28 thoughts on “Litter Buggies Haul Trash Off The Beach

  1. But a used wagon from E-bay or whatever and pull the darned thing around the beach. No batteries to charge, no complicated electronics, you can guide it with one hand, and it can carry your grabber, too.

    Remote control is cute, but you have to walk along side it anyway to pick up the trash and to dump it out.

    1. “But a used wagon…” should be “Buy a used wagon…” – missed that typo before posting.

      Think “Radio Flyer” or similar. The things kids use to haul stuff around in – and which parents sometimes use to haul kids around in.

      1. I don’t think a radio flyer would make it very well through the sand. Imagine how the wheels would dig in. You need something with big balloon tires. Better yet just get an old sled.

        1. Radio flyer does have a fat tire version, and it does work well on on sand. Very popular in my area for people who live within walking distance to the local beach.

          Personally, tough plastic trash bags work well, the bulk of beach trash tends to be on the lighter side.

  2. Maybe this is a precursor to an automated litter picker.
    Add some machine vision and a picking-up arm. A solar charging station (then it can come out at night).
    Do plastics glow better in certain light (compared to seaweed/sand) possibly UV? To make spotting them easier.

    1. I’ve occasionally wondered if Elon Musk couldn’t make something like this for roadside trash, and possibly roadkill.

      A modified autonomous vehicle that goes around and stops in the breakdown lane, with an extendable crane and a claw picker to grab things it sees.

      The first units can use self-driving to decide where to stop (and if it’s safe to do so), but use remote video to allow a human to decide whether to actually do the pickup. That would generate data for AI training.

      After some time with enough video stored, the AI could become human monitored (instead of human controlled), and ultimately autonomous.

  3. They will pick an infinitesimal fraction of the garbage, make few beaches appear cleaner, green wash nicely their visitors while the bulk of the ever growing pile of plastic trash is literally filling up the bottoms of the oceans.

    Costly High tech litter picker won´t replace international *regulation* of plastic use and disposal.

    1. Sure, it doesn’t fix the problem globally — but cleaning up locally helps your local environment, and makes conservation efforts more visible.

      Every little bit helps.

      1. Maybe.

        Like with most ocean plastic cleanup robots I question how much energy is used and CO2 emitted vs how much plastic is actually cleaned up. It’s unfortunate but I suspect most are net negatives for the environment.

    2. The root problem is the attitude of the people who use the beaches and don’t clean up after themselves. This includes going after the trash that gets blown away from your ‘camp’ spot.
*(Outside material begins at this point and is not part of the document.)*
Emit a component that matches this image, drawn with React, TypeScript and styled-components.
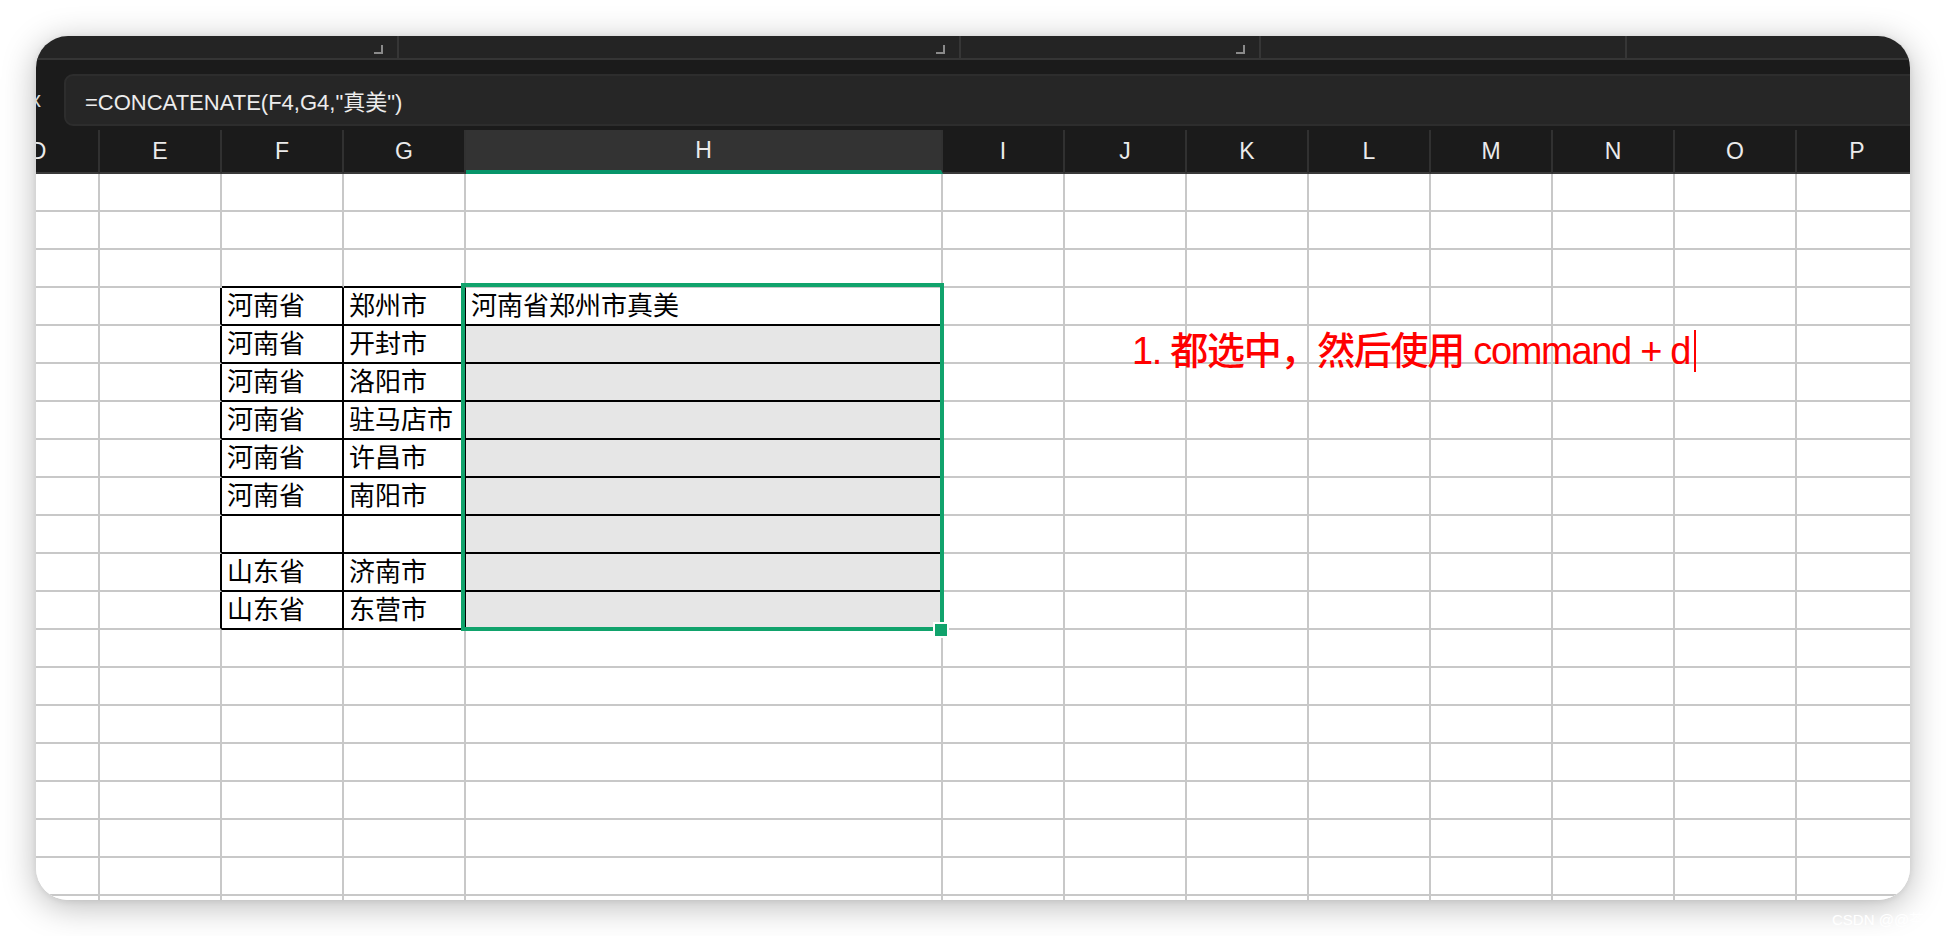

Until people are serious about not being slobs, we will continue to have this problem.

    3. Picking up stuff on the beach definitely helps especially with sea birds that comb the beaches looking for stuff to eat. Also prevents stuff from getting washed out to sea. and ending up on the bottom like you say. Every piece you pick up is one less piece of the problem. I scuba dive and pick up lines and netting that I see as I go. Will I clean up to world, no…I might save an aquatic animal however.
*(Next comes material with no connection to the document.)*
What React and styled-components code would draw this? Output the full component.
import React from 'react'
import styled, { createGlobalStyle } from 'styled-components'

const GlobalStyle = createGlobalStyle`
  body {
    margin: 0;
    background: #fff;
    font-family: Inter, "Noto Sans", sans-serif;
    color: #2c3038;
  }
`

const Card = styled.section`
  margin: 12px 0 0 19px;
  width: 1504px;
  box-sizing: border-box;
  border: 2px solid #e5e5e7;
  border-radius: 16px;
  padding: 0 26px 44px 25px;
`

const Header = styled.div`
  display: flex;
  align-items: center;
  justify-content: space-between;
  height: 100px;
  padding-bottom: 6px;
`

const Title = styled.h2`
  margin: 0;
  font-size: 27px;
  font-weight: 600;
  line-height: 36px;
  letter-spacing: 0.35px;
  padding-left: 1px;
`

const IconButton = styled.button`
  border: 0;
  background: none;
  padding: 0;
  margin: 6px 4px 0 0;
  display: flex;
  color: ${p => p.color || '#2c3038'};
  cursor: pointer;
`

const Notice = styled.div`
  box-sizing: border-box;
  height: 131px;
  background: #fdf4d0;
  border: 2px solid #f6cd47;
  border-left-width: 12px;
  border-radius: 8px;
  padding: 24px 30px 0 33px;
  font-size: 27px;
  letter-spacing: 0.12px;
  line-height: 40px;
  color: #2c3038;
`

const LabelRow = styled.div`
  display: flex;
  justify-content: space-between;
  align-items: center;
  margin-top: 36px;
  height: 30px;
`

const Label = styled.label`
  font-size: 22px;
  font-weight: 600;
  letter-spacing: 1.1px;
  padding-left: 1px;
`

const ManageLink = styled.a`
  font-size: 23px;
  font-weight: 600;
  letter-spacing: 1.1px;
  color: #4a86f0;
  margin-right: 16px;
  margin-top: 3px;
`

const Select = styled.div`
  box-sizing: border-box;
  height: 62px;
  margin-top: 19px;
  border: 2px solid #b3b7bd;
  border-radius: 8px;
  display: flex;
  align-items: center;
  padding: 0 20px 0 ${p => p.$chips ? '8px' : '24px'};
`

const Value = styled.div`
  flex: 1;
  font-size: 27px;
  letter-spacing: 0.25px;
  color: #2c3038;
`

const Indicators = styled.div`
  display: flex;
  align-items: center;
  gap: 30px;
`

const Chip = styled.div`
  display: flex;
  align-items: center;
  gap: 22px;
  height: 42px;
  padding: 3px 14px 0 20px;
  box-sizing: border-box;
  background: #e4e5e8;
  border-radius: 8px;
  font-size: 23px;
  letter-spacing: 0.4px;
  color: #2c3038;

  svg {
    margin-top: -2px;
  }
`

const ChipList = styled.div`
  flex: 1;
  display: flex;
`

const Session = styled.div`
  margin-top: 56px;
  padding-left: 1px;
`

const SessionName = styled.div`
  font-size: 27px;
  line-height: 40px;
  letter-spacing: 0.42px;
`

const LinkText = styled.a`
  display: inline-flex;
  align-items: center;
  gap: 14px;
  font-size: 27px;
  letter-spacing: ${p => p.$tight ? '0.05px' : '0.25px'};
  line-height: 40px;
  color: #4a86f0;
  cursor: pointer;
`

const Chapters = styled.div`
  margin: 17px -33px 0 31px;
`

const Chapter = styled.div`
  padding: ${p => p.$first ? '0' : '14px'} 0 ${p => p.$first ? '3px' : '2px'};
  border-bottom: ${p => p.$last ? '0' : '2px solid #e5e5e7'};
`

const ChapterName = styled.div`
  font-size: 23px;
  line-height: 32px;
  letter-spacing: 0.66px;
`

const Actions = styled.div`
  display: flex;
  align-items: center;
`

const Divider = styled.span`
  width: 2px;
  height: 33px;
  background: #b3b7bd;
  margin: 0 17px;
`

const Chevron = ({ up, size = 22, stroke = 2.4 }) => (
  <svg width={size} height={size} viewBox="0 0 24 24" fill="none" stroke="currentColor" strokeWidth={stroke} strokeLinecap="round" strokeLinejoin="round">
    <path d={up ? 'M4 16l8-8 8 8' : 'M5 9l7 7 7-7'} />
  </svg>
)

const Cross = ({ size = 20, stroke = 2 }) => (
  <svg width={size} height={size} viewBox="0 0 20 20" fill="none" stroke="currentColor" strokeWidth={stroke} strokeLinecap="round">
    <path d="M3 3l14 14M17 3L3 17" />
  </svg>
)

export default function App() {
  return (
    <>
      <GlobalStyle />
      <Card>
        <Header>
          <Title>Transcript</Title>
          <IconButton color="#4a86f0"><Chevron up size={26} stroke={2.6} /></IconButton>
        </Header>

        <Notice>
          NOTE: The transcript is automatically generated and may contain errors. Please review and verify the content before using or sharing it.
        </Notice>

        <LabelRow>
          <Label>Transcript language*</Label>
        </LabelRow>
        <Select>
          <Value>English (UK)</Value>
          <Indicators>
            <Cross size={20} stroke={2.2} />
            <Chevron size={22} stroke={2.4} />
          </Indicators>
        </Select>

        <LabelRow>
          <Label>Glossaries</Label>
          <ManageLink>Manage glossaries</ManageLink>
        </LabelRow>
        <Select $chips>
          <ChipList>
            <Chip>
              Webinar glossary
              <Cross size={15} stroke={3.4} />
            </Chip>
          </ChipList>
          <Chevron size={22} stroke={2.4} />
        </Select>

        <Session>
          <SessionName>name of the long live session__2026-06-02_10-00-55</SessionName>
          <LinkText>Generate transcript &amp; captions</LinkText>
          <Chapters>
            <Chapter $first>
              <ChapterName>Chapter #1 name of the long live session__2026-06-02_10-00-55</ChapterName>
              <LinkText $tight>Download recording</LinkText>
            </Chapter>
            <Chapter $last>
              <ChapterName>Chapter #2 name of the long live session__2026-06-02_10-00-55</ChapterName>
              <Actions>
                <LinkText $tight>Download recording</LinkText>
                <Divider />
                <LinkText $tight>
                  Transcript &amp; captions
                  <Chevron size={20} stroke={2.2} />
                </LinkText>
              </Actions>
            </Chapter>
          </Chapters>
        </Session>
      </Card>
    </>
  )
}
  4. In The Netherlands, we have specialised materiel to clean the beaches. I think it’s a myth that most Western beaches are not covered in trash because the people are making more efforts to clean up after themselves. Even though a lot of people DO clean up after themselves nicely, there are always those that don’t. But cleaning the beaches simply gets paid for from the tax that people pay (which is a lot more than people pay in the U.S., or in most other underdeveloped countries, actually).

    https://www.youtube.com/watch?v=XyWSqSJzqso

    And I don’t believe that thousands of rally-attenders never leave any trash behind. There’s always a cleaner crew cleaning up the trash after such rally. I think you should give those people more credit. Just that you don’t see the trash and the cleaners in the media, doesn’t mean they don’t exist. On the contrary. They work hard to give you the illusion that you have a clean country with clean people, and looks like they are succeeding into creating that illusion for you.
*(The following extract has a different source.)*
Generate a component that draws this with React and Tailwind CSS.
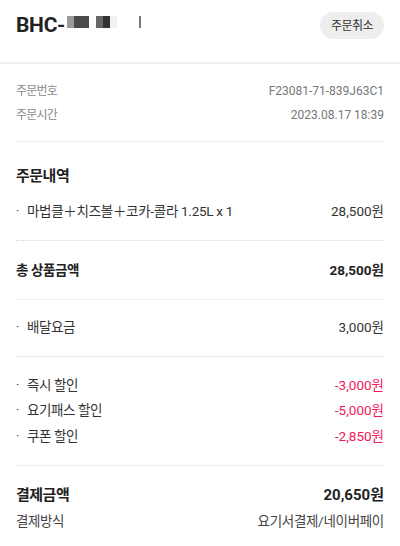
export default function App() {
  const font = { fontFamily: 'Roboto, "Noto Sans CJK KR", sans-serif' };
  const Row = ({ label, value, bullet, className = "", valueClass = "" }) => (
    <div className={`flex items-center justify-between h-6 ${className}`}>
      <div className="flex items-center">
        {bullet && <span className="w-[11px] text-[12px]">·</span>}
        <span>{label}</span>
      </div>
      <span className={valueClass}>{value}</span>
    </div>
  );
  return (
    <div className="w-[400px] h-[546px] bg-white overflow-hidden" style={font}>
      <div className="h-[64px] border-b-2 border-[#eeeeee] px-4 pt-3 flex items-start justify-between">
        <div className="flex items-center h-[27px]">
          <span className="text-[21px] font-bold text-[#222222] tracking-[-0.3px]">BHC-</span>
          <div className="flex items-start h-[12px] ml-[2px] mt-[-7px]">
            <div className="w-[7px] h-[12px] bg-[#9a9a9a]" />
            <div className="w-[15px] h-[12px] bg-[#4a4a4a]" />
            <div className="w-[7px] h-[12px] bg-white" />
            <div className="w-[7px] h-[12px] bg-[#666666]" />
            <div className="w-[7px] h-[12px] bg-[#333333]" />
            <div className="w-[7px] h-[12px] bg-[#f2f2f2]" />
            <div className="w-[22px] h-[12px] bg-white" />
            <div className="w-[2px] h-[12px] bg-[#777777]" />
          </div>
        </div>
        <button className="w-16 h-[27px] rounded-full bg-[#eeeeee] text-[12px] text-[#333333] tracking-[-0.5px]">
          주문취소
        </button>
      </div>

      <div className="px-4">
        <div className="pt-[15px] pb-[14px] border-b border-[#eeeeee] text-[12px]">
          <Row label={<span className="text-[#8a8a8a] tracking-[-0.8px]">주문번호</span>} value="F23081-71-839J63C1" valueClass="text-[#777777]" />
          <Row label={<span className="text-[#8a8a8a] tracking-[-0.8px]">주문시간</span>} value="2023.08.17 18:39" valueClass="text-[#777777]" />
        </div>

        <div className="pt-[23px] pb-[17px] border-b border-dotted border-[#d8d8d8]">
          <div className="h-[22px] flex items-center text-[15px] font-bold text-[#222222] tracking-[-0.5px]">주문내역</div>
          <Row
            className="mt-3 text-[13.5px] text-[#333333]"
            bullet
            label={<span className="tracking-[-0.3px]">마법클＋치즈볼＋코카-콜라 1.25L x 1</span>}
            value="28,500원"
          />
        </div>

        <div className="pt-[17px] pb-[17px] border-b border-[#f4f4f4]">
          <Row
            className="text-[13.5px] font-bold text-[#222222]"
            label={<span className="tracking-[-0.4px]">총 상품금액</span>}
            value="28,500원"
          />
        </div>

        <div className="pt-[15px] pb-[17px] border-b border-[#e8e8e8]">
          <Row
            className="text-[13.5px] text-[#333333]"
            bullet
            label={<span className="tracking-[-0.4px]">배달요금</span>}
            value="3,000원"
          />
        </div>

        <div className="pt-[15px] pb-[16px] border-b border-[#eeeeee] text-[13.5px] text-[#333333]">
          <Row className="h-[25.5px]" bullet label={<span className="tracking-[-0.4px]">즉시 할인</span>} value="-3,000원" valueClass="text-[#f2185c]" />
          <Row className="h-[25.5px]" bullet label={<span className="tracking-[-0.4px]">요기패스 할인</span>} value="-5,000원" valueClass="text-[#f2185c]" />
          <Row className="h-[25.5px]" bullet label={<span className="tracking-[-0.4px]">쿠폰 할인</span>} value="-2,850원" valueClass="text-[#f2185c]" />
        </div>

        <div className="pt-[18px]">
          <Row
            className="text-[15px] font-bold text-[#222222]"
            label={<span className="tracking-[-0.5px]">결제금액</span>}
            value="20,650원"
          />
          <Row
            className="mt-[2px] text-[13.5px] text-[#444444]"
            label={<span className="tracking-[-0.4px]">결제방식</span>}
            value={<span className="tracking-[-0.3px]">요기서결제/네이버페이</span>}
          />
        </div>
      </div>
    </div>
  );
}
    1. Define “covered”. I lived near the beach for decades. Covered to me means nowhere to step without stepping on trash. I’ve seen covered after a storm and it was gone the next day.
      Check the news stories about conservative cleanup. I think you will find that a fact.

  5. > Do plastics glow better in certain light?

    Short answer: no.
    An automated, reliable test with a single, low cost sensor to consistently identify different types of plastic is hard.
    Solving this problem is the key to cleaning our planet robotically.
    Bonus points if you can devise a test that works underwater (e.g. distinguish a floating plastic bag from a jellyfish).

  6. the real problemo w/ trash…. is there are 2 types of it recycleable or not… all the street trash cans here were i live are filled w/ both , even the trailerpark trash who dump off their household trash into a street trashcan

  7. Roving autonomous trash cans on the beaches for people to put their empty drink cans etc into. Then when the can senses it is full it drives off to a lift that picks it up and tips it out into a dumpster.

    All the technology exists to automatically sort trash, separating out liquids (water based and otherwise), metals (at least by ferrous and non-ferrous), plastics (by density via various means), glass, and organic solid waste. There are even ways to sort by color, which is especially important for glass because it takes only a few chips of colored glass to tint a batch of clear glass.

    Everything not being pulled out for recycling could be mixed with a clay that becomes ceramic when heated. Press that into pellets the size of those water soluble packing pellets then burn them in a cyclonic burner at very high temperature. The waste heat from the burning would be used to help dry the incoming pellets.

    The hard, fired, very porous pellets would be ideal aggregate for concrete. For asphalt roads the bitumen would deeply penetrate the aggregate which should increase strength and reduce potholes and cracking.

    Such a facility could take in unsorted waste, raw sewage, and output recyclable materials, clean water, and electricity.